京都の街を一度でも歩いたことがあれば、きっと見たことがあるだろう。レトロ感あふれるヒゲの「おじさん」の絵とともに、京都独特の住所表記で「○○通○○上ル」と書かれた縦長の看板。大抵、民家の外壁に掲げられており、京都人でも道に迷った時には「案内役」として頼りになる。実はこれ、100年以上の歴史を持ち、街の文化財的存在でもあるが、多くの謎に包まれてもいる。雨にも負けず風にも負けず、路傍でけなげに役目を果たすこの看板の正体とは?
碁盤の目のような京都の中心部を歩き、四つ角に目を凝らすと、ほらあった。手書き風の黒い文字で「○○通○○下ル○○町」。縦約1メートル、横約15センチ。薄い板状のホーロー製。一番下には大礼服を着た軍人のようなイラストが描かれ、大きく「仁丹」の文字がある。
「仁丹?」と首をかしげる若者もいるかもしれない。仁丹とは、今でいえば錠剤型ミント菓子「フリスク」のようなものだ。戦前から口中清涼剤として知られる。現在も大阪市の医薬品会社「森下仁丹」が製造している。
昭和の時代には、おじさまがスーツの内ポケットからケースを取り出し、仁丹の粒を口に入れる風景は珍しくなかった。この「森下仁丹」が商品の宣伝を兼ねて1910(明治43)年に街角に掲げたのが、今も京都に生き残っている看板なのである。
では、なぜ京都なのか。
実は、森下仁丹は全国の大都市に住所を表示した看板を設置したが、その多くが戦災で失われたらしい。京都市は戦災被害をほぼ免れたため、現在のように看板がたくさん残っているということのようだ。
だが、その文化財的存在が今、かつてない危機にさらされている。
仁丹看板を愛する人々で2010年に結成された「京都仁丹樂會」の調べでは、市内に現在残るのは約680枚で、この20年ほどで半減したという。町家などの古い民家が老朽化で解体される際、処分されてしまうのだそうだ。仁丹看板の減少は、京都の街の移り変わりを象徴しているともいえるだろう。「絶滅危惧の仁丹看板を守ろう」と、京都仁丹樂會は保存を呼び掛ける活動をしている。
看板の存続を脅かしているのは、家屋の処分だけではない。
「又々残念なお知らせです」。今年3月、京都仁丹樂會のフェイスブックページで、「上京区寺之内通大宮東入ル妙蓮寺前町」の仁丹看板が盗難被害に遭ったとみられることが報告された。仁丹看板は近年、インターネットオークションで高値で売れるため、盗難被害が相次いでいる。4年前には同じ上京区の看板が盗まれ、ネットオークションに出品された。このときは近隣住民が警察に相談し、元に戻ったが、こうした例はむしろ珍しい。京都仁丹樂會の立花滋代表(81)は「街でこそ仁丹看板は輝く」と訴えるが、不届き者はなかなか減らない。

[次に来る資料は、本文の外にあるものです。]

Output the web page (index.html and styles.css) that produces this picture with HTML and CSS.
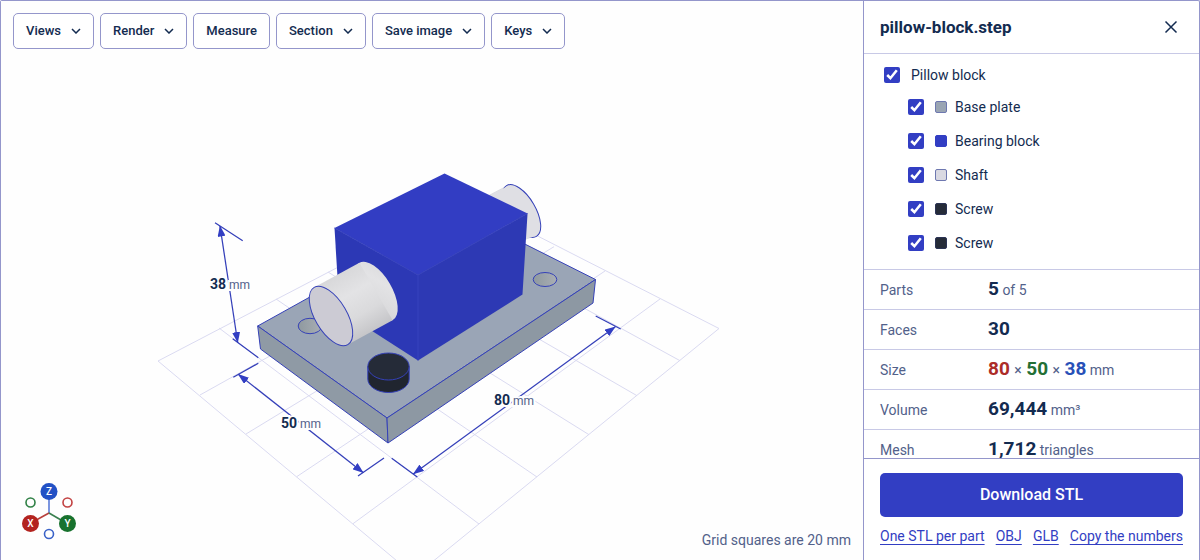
FILE: index.html
```html
<!DOCTYPE html>
<html lang="en">
<head>
<meta charset="utf-8">
<meta name="viewport" content="width=device-width, initial-scale=1">
<title>pillow-block.step</title>
<link rel="stylesheet" href="styles.css">
</head>
<body>
<div class="viewer">
  <main class="stage">
    <svg class="scene" viewBox="1 1 862 559" role="img" aria-label="Pillow block, 80 by 50 by 38 mm">
      <defs>
        <linearGradient id="shaft" gradientUnits="userSpaceOnUse" x1="337" y1="275" x2="370" y2="332">
          <stop offset="0" stop-color="#d8d8da"/><stop offset=".35" stop-color="#e3e3e5"/><stop offset=".7" stop-color="#dadadc"/><stop offset="1" stop-color="#c6c6c9"/>
        </linearGradient>
        <linearGradient id="hole" x1="0" x2="1"><stop offset="0" stop-color="#8f999f"/><stop offset="1" stop-color="#a9aeb4"/></linearGradient>
        <marker id="tip" viewBox="0 0 11 8" markerWidth="11" markerHeight="8" refX="10.500" refY="4" orient="auto-start-reverse" markerUnits="userSpaceOnUse"><path class="tip" d="M0 0 11 4 0 8Z"/></marker>
      </defs>
      <g class="grid">
        <path d="M158 361 467 200 719 328.500 415 576Z"/>
        <path d="M219 328 479 524M276 299 537 477M328 272 589 434.700M378 246 637 395.700M425 221 680 360.700"/>
        <path d="M200 395 510 222M246 434 554 246.700M296.700 476.700 605 271M353 523.700 660 299"/>
      </g>
      <g class="edges">
        <path fill="#9aa5b6" d="M257.700 326 462 212.500 595.500 279.500 387 418Z"/>
        <path fill="#8f9aa5" d="M257.700 326 387 418 388 443 260.500 349Z"/>
        <path fill="#8d98a3" d="M387 418 595.500 279.500 593 303 388 443Z"/>
        <ellipse fill="url(#hole)" cx="310" cy="326" rx="11.800" ry="7.700"/>
        <ellipse fill="url(#hole)" cx="545" cy="279.500" rx="11.800" ry="7"/>
      </g>
      <path fill="#dadbe0" d="M470 205 508 185 535 236 500 250Z"/>
      <ellipse fill="#dfdfe4" class="edge" cx="521.500" cy="211" rx="29.500" ry="14" transform="rotate(59.500 521.500 211)"/>
      <path fill="#dfdfe4" d="M488 196 508 186 533 237 500 245Z"/>
      <path fill="#2c38b5" d="M334.500 228 418 275V360.500L339.500 310Z"/>
      <path fill="#2d39b4" d="M418 275 527.500 213.500 522.500 294.500 418 360.500Z"/>
      <path fill="#323dc3" d="M334.500 228 444.500 173.500 527.500 213.500 418 275Z"/>
      <path class="seam" d="M334.500 228 418 275 527.500 213.500M418 275V360.500"/>
      <ellipse fill="url(#shaft)" cx="376" cy="291.500" rx="33.200" ry="15.900" transform="rotate(59.500 376 291.500)"/>
      <path fill="url(#shaft)" d="M314.400 287.300 359.400 262.800 392.600 320.200 347.600 344.700Z"/>
      <ellipse fill="#cccbd4" class="edge" cx="331" cy="316" rx="33.200" ry="15.900" transform="rotate(59.500 331 316)"/>
      <g class="edges">
        <path fill="#20252f" d="M367.800 366.500V379a20.700 13.500 0 0 0 41.400 0V366.500Z"/>
        <ellipse fill="#252b38" cx="388.500" cy="366.500" rx="20.700" ry="13.500"/>
      </g>
      <g class="dims">
        <path class="arrow" d="M220 226 237.700 342.500"/><path d="M215 222.700 242.700 240.700M232.700 338.700 258.300 357.700"/>
        <path class="arrow" d="M238.300 374.300 363.300 472.700"/><path d="M233.300 377.300 258.300 363.300M358 476 384 458"/>
        <path class="arrow" d="M413.300 474 615.300 326.700"/><path d="M391.700 458.300 417.300 477M595.700 316 620.700 329"/>
      </g>
      <g class="measures">
        <text x="210" y="289"><tspan class="size">38</tspan> mm</text>
        <text x="281" y="428"><tspan class="size">50</tspan> mm</text>
        <text x="494" y="405"><tspan class="size">80</tspan> mm</text>
      </g>
    </svg>

    <div class="toolbar" role="toolbar" aria-label="View tools">
      <button type="button">Views <svg viewBox="0 0 10 6"><path d="M1 1 5 5 9 1"/></svg></button>
      <button type="button">Render <svg viewBox="0 0 10 6"><path d="M1 1 5 5 9 1"/></svg></button>
      <button type="button">Measure</button>
      <button type="button">Section <svg viewBox="0 0 10 6"><path d="M1 1 5 5 9 1"/></svg></button>
      <button type="button">Save image <svg viewBox="0 0 10 6"><path d="M1 1 5 5 9 1"/></svg></button>
      <button type="button">Keys <svg viewBox="0 0 10 6"><path d="M1 1 5 5 9 1"/></svg></button>
    </div>

    <div class="legend">
      <svg class="axes" viewBox="0 0 56 58" role="img" aria-label="Axes">
        <path stroke="#5a7bd8" d="M28 31V10"/><path stroke="#b8403c" d="M28 31 9 41.500"/><path stroke="#3a8050" d="M28 31 46 41.500"/>
        <circle cx="9.500" cy="20.500" r="4.500" stroke="#2f8045"/><circle cx="46.500" cy="20.500" r="4.500" stroke="#c24141"/><circle cx="28" cy="52" r="4.500" stroke="#3a62c8"/>
        <circle class="ball" cx="28" cy="9.500" r="8.500" fill="#2251c5"/><circle class="ball" cx="9.500" cy="41.500" r="8.500" fill="#b3231f"/><circle class="ball" cx="46.500" cy="41.500" r="8.500" fill="#18722e"/>
        <text x="28" y="13">Z</text><text x="9.500" y="45">X</text><text x="46.500" y="45">Y</text>
      </svg>
      <p class="scale">Grid squares are 20 mm</p>
    </div>
  </main>

  <aside class="panel">
    <header class="panel-head">
      <h1>pillow-block.step</h1>
      <button type="button" class="close" aria-label="Close"><svg viewBox="0 0 12 12"><path d="M.5.5 11.500 11.500M11.500.5.5 11.500"/></svg></button>
    </header>
    <div class="panel-body">
      <ul class="tree">
        <li><label class="root"><input type="checkbox" checked>Pillow block</label>
          <ul>
            <li><label><input type="checkbox" checked><span class="swatch plate"></span><span>Base plate</span></label></li>
            <li><label><input type="checkbox" checked><span class="swatch block"></span><span>Bearing block</span></label></li>
            <li><label><input type="checkbox" checked><span class="swatch rod"></span><span>Shaft</span></label></li>
            <li><label><input type="checkbox" checked><span class="swatch screw"></span><span>Screw</span></label></li>
            <li><label><input type="checkbox" checked><span class="swatch screw"></span><span>Screw</span></label></li>
          </ul>
        </li>
      </ul>
      <dl class="facts">
        <div><dt>Parts</dt><dd><b>5</b> of 5</dd></div>
        <div><dt>Faces</dt><dd><b>30</b></dd></div>
        <div><dt>Size</dt><dd><b class="x">80</b> <i>×</i> <b class="y">50</b> <i>×</i> <b class="z">38</b> mm</dd></div>
        <div><dt>Volume</dt><dd><b>69,444</b> mm³</dd></div>
        <div><dt>Mesh</dt><dd><b>1,712</b> triangles</dd></div>
      </dl>
    </div>
    <footer class="panel-foot">
      <button type="button" class="download">Download STL</button>
      <nav class="links" aria-label="Other downloads">
        <a href="#parts">One STL per part</a><a href="#obj">OBJ</a><a href="#glb">GLB</a><a href="#copy">Copy the numbers</a>
      </nav>
    </footer>
  </aside>
</div>
</body>
</html>
```
FILE: styles.css
```css
:root {
  --ink: #132b50;
  --muted: #52618a;
  --blue: #323ec3;
  --line: #9496cb;
  --hair: #c8c9e6;
}
* { box-sizing: border-box; }
body {
  margin: 0;
  background: #fff;
  color: var(--ink);
  font: 14px/20px Roboto, "Noto Sans", sans-serif;
}
button { font: inherit; color: inherit; cursor: pointer; }
ul, dl, dd, h1, p { margin: 0; padding: 0; list-style: none; }

.viewer {
  display: grid;
  grid-template-columns: minmax(0, 1fr) 336px;
  height: 100vh;
  border: 1px solid var(--line);
  border-bottom: 0;
  border-radius: 2px 2px 0 0;
}

/* Drawing area: the toolbar and legend share the scene's cell */
.stage { display: grid; min-height: 0; background: #fefefe; }
.stage > * { grid-area: 1 / 1; }
.scene { width: 100%; height: 100%; min-height: 0; }
.grid { fill: none; stroke: #dadaf1; }
.edges > *, .edge { stroke: #3541b8; stroke-width: 1; stroke-linejoin: round; }
.seam { fill: none; stroke: #3742bd; stroke-width: 1; }
.dims { fill: none; stroke: #343fb9; stroke-width: 1.250; }
.arrow { marker-start: url(#tip); marker-end: url(#tip); }
.tip { fill: var(--blue); stroke: none; }
.measures {
  font-size: 12px;
  fill: var(--muted);
  stroke: #fefefe;
  stroke-width: 4px;
  paint-order: stroke;
}
.size { font-size: 14px; font-weight: 700; fill: var(--ink); }

.toolbar {
  display: flex;
  flex-wrap: wrap;
  gap: 6px;
  align-self: start;
  padding: 12px;
}
.toolbar button {
  display: flex;
  align-items: center;
  gap: 10px;
  height: 36px;
  padding: 0 12px;
  border: 1px solid var(--line);
  border-radius: 5px;
  background: #fff;
  font-size: 13px;
  font-weight: 500;
}
.toolbar svg { width: 10px; height: 6px; fill: none; stroke: currentColor; stroke-width: 1.500; }

.legend {
  display: flex;
  align-items: end;
  justify-content: space-between;
  align-self: end;
  padding: 0 12px 10px 20px;
}
.axes { width: 56px; height: 58px; margin-bottom: 10px; fill: none; stroke-width: 1.600; }
.axes .ball { stroke: none; }
.axes text { fill: #fff; font-size: 10px; font-weight: 500; text-anchor: middle; }
.scale { color: var(--muted); }

.panel {
  display: flex;
  flex-direction: column;
  min-height: 0;
  border-left: 1px solid var(--line);
}
.panel-head {
  display: flex;
  align-items: center;
  justify-content: space-between;
  flex: none;
  height: 53px;
  padding: 0 16px;
  border-bottom: 1px solid var(--hair);
}
h1 { font-size: 17px; font-weight: 700; }
.close { display: grid; place-items: center; width: 24px; height: 24px; padding: 0; border: 0; background: none; }
.close svg { width: 12px; height: 12px; fill: none; stroke: currentColor; stroke-width: 1.500; overflow: visible; }

.panel-body { flex: 1; min-height: 0; overflow: hidden; }
.tree { padding: 6px 20px 9px; }
.tree ul { padding-left: 24px; }
.tree label { display: flex; align-items: center; gap: 8px; height: 34px; }
.tree .root { gap: 11px; height: 30px; }
.tree input { width: 16px; height: 16px; margin: 0; accent-color: var(--blue); }
.tree ul input { margin-right: 3px; }
.swatch { width: 12px; height: 12px; border: 1px solid #6e78b0; border-radius: 2px; }
.plate { background: #9aa5b3; }
.block { background: var(--blue); border-color: var(--blue); }
.rod { background: #d9d9e2; }
.screw { background: #252b38; border-color: #2b3355; }

.facts div {
  display: flex;
  align-items: baseline;
  height: 40px;
  padding: 9px 16px 0;
  border-top: 1px solid var(--hair);
  color: var(--muted);
  line-height: 20px;
}
.facts dt { width: 108px; }
.facts b { color: var(--ink); font-size: 19px; }
.facts i { margin: 0 1px; font-style: normal; }
.facts .x { color: #ac2c28; }
.facts .y { color: #236f35; }
.facts .z { color: #2850b8; }

.panel-foot { flex: none; padding: 14px 16px 13px; border-top: 1px solid var(--line); }
.download {
  width: 100%;
  height: 44px;
  border: 0;
  border-radius: 5px;
  background: var(--blue);
  color: #fff;
  font-size: 16px;
  font-weight: 500;
}
.links { display: flex; justify-content: space-between; margin-top: 8px; line-height: 22px; }
.links a { color: var(--blue); text-decoration: underline; text-decoration-thickness: 1px; text-underline-offset: 3px; }
```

希少性が年々増している仁丹看板。100年以上たっても文字がほとんど消えないのはなぜか。そもそも文字はどんな人が書いたのかなど、謎は多く残されている。「森下仁丹」にも戦災被害で当時の資料が残っていないといい、経緯ははっきり分かっていない。
京都観光の際は、今なお神秘のベールに包まれた仁丹看板をぜひ探してみてほしい。気をつけて見ていないと意外に見つけるのは難しいから、発見した時の感動はひとしおのはずだ。